The draft we (Microsoft, Google and NXP) posted describes rigid generation
of parameters for (twisted) Edwards curves. The generation process is about
as minimalist as can be for generation of secure curves. Additional rules
intended to produce a specific outcome are the definition of flexibility.
Constructing a curve explicitly for a specific implementation technique is
a short-sighted and contrary to good engineering process.

In addition, having a clear, rigid generation process for the parameters
allows those in need of curves for specific applications to easily and
deterministically produce them. Several people involved in hardware
implementation have expressed their concern with only producing curves
based on special primes. For such scenarios, a random prime selection
section could be added to the draft and the resulting curves need not find
their way into TLS at all. Again, being creative in accommodating the needs
of the participants is the key to consensus.
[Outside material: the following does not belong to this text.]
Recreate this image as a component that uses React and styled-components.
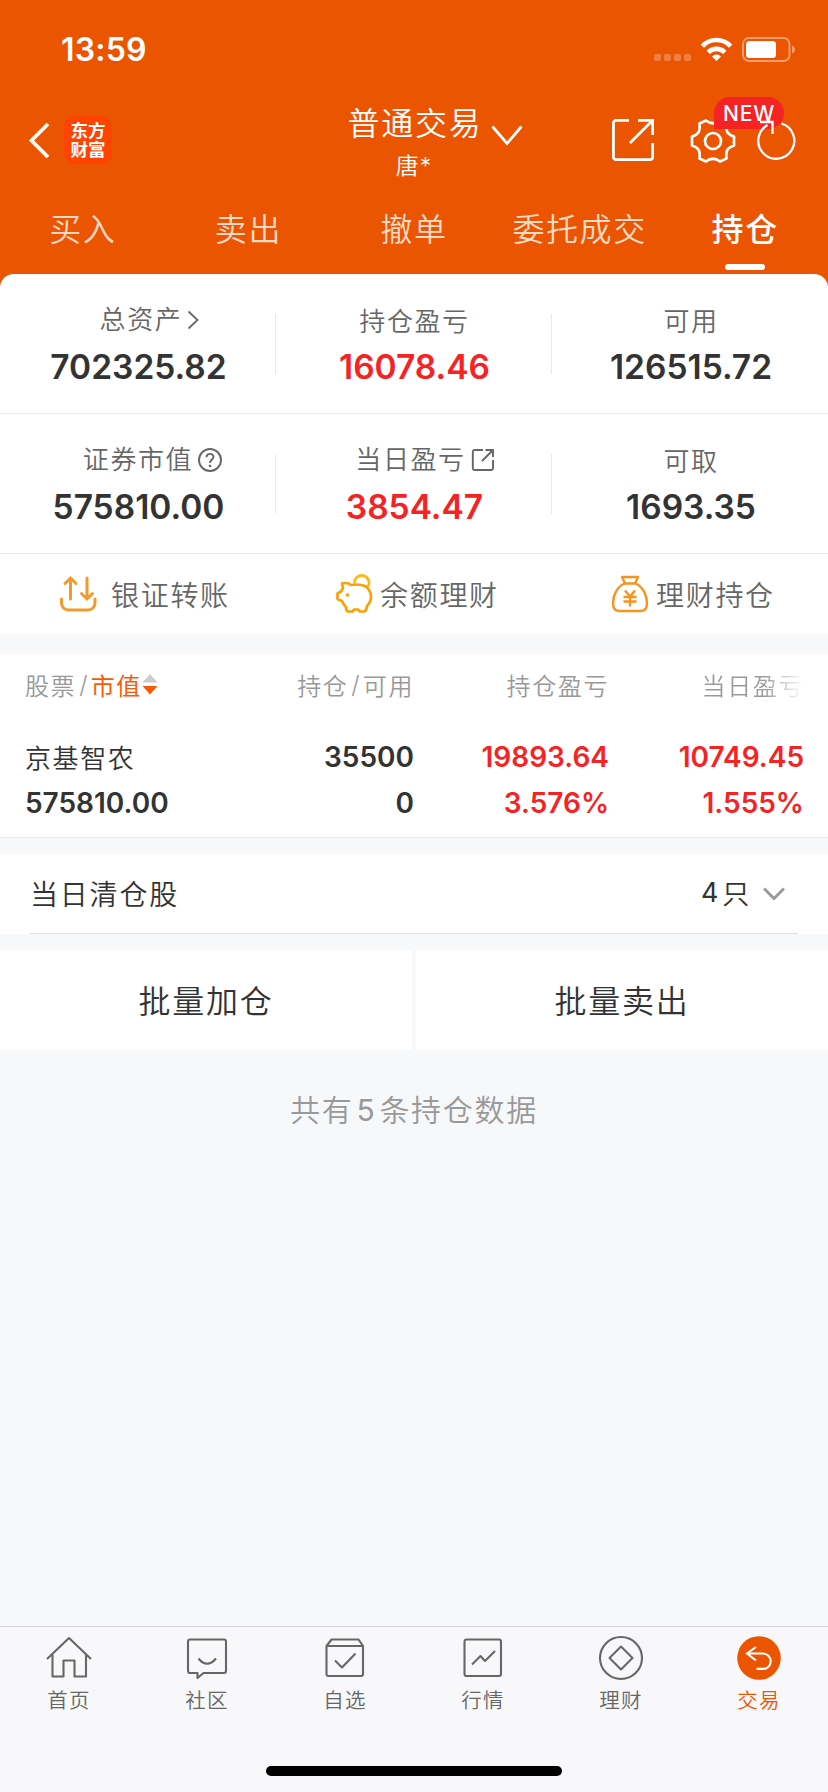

Recall that our preference was for similarly rigid generation of 3 mod 4
special primes. We still hold that preference, but we believe so strongly
in finding a middle ground acceptable on performance and security that we
have agreed to a process that does not produce most of the "NUMS" curves
and does not include our preferred prime at the 256-bit level. p = 2^255 -
19 with rigidly generated parameters is that performant and secure middle
ground.

The generated curve for p = 2^255 - 19 is not Curve25519 and is not
isogenous to the Montgomery curve in X25519. It is, however, not vulnerable
to the extremely minor concern that a private key is a multiple of the
group order. The isogenous minimum A Montgomery curve does have that
concern, and as has already been mentioned it is a trivial problem with a
trivial solution. Those working with signatures or ECDH with x,y points,
which are the majority of scenarios outside TLS ECDH via X-only point
format (and associated Montgomery isogeny), don't need to worry about it at
all.

As some have noted, this new curve can actually be faster than Curve25519.
Preliminary benchmarking of our implementation of it bears that out. It is
unfortunate that, having argued at great length for the primacy of
performance in selection, people are rejecting similar performance gains
because some code has already been deployed or multiplying by 8 instead of
4 represents a security threat.

We were expecting implementation considerations, such as requiring use of
compressed points for x,y and x-only for ECDH at the 128-bit security
level, to be addressed in another draft. That would decouple the generation
draft from the needs of a specific working group or scenario.

There is no perfect answer, there are only acceptable arrangements of trade
offs. To echo Adam, this is something we can live with to move forward.


b